_What is expected_.
Your task is to gather the lines below that hold the string "index".

_Stored rows_.
══════════
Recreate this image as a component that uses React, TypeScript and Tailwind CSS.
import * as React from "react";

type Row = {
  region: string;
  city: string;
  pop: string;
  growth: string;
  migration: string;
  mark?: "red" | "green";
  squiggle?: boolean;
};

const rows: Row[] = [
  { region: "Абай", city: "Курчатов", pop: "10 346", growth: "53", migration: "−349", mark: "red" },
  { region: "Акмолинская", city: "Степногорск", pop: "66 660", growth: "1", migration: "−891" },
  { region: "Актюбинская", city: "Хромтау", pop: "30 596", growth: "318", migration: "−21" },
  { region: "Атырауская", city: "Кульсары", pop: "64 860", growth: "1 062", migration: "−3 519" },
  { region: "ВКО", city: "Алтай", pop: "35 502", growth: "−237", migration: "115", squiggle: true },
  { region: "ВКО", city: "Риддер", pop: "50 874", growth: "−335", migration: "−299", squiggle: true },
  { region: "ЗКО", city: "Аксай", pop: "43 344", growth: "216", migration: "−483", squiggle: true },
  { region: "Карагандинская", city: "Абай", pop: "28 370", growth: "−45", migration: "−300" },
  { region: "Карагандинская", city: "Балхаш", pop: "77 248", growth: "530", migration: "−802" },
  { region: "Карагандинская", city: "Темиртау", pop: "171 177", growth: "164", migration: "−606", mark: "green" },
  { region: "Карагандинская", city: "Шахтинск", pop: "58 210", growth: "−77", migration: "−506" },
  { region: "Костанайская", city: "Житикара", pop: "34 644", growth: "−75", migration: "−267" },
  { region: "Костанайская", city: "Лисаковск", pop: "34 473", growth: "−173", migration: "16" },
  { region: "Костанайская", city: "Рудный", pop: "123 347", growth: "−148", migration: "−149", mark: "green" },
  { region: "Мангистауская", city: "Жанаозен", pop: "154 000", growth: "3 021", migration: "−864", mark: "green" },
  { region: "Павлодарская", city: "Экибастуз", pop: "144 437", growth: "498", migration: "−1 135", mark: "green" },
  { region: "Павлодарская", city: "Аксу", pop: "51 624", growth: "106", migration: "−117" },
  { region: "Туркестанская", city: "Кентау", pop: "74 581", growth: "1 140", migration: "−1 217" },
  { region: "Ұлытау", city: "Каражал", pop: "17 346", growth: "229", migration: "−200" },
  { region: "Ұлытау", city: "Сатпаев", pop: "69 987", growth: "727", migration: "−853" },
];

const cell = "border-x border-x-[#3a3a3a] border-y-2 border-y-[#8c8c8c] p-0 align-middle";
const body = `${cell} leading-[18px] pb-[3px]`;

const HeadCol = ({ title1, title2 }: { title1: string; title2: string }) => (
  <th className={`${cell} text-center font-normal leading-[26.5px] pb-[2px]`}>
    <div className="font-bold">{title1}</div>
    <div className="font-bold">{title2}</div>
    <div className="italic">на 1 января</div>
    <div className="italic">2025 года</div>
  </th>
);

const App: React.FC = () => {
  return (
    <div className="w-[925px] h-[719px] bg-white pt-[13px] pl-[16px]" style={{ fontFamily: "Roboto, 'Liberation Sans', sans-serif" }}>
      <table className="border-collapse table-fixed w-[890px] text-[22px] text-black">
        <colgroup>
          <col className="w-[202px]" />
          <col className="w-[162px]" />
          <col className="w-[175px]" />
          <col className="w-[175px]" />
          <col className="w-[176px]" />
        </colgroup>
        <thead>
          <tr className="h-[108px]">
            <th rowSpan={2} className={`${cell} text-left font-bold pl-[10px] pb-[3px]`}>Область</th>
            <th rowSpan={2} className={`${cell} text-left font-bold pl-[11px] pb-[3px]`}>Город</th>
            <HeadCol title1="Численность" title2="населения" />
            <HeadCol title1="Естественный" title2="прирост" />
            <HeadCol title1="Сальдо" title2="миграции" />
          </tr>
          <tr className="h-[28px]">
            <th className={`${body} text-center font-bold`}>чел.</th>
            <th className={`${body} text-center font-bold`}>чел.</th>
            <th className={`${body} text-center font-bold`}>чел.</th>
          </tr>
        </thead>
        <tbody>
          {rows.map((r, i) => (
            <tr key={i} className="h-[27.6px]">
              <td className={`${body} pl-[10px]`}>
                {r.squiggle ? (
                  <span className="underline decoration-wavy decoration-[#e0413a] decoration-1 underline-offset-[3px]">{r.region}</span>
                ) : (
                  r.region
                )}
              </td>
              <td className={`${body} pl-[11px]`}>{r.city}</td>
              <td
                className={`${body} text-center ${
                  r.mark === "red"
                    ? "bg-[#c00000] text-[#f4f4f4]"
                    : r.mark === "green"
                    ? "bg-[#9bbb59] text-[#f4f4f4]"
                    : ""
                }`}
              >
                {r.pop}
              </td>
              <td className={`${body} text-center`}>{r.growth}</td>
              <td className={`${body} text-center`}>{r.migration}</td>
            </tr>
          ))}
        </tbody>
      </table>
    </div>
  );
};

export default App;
══════════
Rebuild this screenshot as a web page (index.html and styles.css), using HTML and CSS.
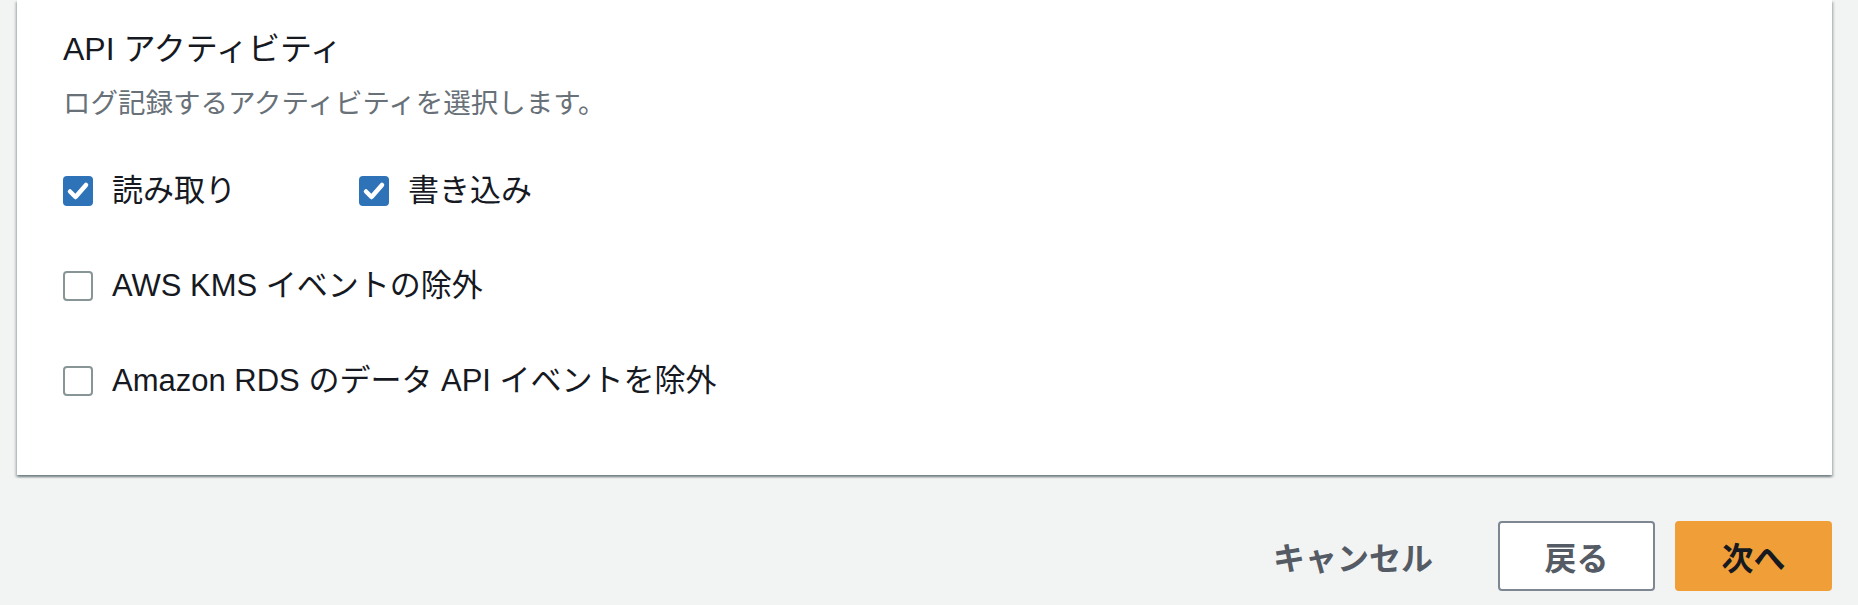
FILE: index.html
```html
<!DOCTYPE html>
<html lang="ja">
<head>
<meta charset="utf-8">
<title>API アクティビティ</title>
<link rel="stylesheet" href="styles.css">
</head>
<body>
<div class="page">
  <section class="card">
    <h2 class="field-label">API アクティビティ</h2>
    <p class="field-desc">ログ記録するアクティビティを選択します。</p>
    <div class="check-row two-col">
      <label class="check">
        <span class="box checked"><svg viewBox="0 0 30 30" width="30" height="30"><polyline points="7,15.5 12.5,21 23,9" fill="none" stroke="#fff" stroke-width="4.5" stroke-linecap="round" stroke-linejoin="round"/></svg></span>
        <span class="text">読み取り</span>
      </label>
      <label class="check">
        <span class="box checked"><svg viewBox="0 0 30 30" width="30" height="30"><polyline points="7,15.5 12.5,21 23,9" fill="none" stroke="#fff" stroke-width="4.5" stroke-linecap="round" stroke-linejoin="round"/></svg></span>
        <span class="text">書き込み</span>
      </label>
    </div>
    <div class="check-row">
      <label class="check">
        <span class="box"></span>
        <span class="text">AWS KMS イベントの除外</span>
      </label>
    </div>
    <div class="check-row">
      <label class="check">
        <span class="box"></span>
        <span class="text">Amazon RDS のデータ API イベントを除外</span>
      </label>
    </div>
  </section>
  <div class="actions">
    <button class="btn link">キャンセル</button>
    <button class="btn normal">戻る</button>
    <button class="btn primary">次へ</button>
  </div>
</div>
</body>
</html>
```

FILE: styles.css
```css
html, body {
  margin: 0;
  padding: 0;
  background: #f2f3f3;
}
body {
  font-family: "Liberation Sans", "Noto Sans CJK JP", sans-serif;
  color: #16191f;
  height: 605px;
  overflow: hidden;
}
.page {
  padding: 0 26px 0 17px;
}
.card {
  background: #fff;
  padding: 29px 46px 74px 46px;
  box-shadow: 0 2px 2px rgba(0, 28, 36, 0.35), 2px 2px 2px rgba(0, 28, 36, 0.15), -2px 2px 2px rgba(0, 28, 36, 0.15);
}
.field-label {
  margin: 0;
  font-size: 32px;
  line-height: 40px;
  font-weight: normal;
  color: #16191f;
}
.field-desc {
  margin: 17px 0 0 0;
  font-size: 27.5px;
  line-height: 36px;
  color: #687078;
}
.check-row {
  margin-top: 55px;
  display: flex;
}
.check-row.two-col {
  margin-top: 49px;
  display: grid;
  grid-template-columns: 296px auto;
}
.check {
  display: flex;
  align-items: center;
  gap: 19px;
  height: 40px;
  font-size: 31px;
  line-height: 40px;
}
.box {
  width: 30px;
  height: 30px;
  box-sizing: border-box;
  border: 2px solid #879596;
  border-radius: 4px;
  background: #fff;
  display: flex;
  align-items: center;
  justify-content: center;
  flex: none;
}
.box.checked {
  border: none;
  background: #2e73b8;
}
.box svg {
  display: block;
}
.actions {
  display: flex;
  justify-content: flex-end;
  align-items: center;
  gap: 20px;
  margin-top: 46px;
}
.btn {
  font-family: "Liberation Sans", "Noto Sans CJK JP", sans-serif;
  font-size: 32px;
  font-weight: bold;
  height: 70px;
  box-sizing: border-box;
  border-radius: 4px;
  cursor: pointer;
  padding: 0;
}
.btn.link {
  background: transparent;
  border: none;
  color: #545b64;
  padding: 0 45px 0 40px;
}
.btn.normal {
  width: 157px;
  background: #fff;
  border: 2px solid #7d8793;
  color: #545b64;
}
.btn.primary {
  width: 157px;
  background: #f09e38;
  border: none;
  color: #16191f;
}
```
══════════
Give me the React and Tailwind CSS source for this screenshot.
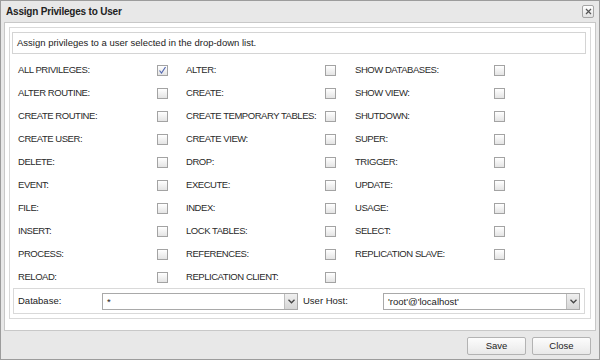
══════════
_Solution to the problem_.
Rebuild this screenshot as a web page (index.html and styles.css), using HTML and CSS.
FILE: index.html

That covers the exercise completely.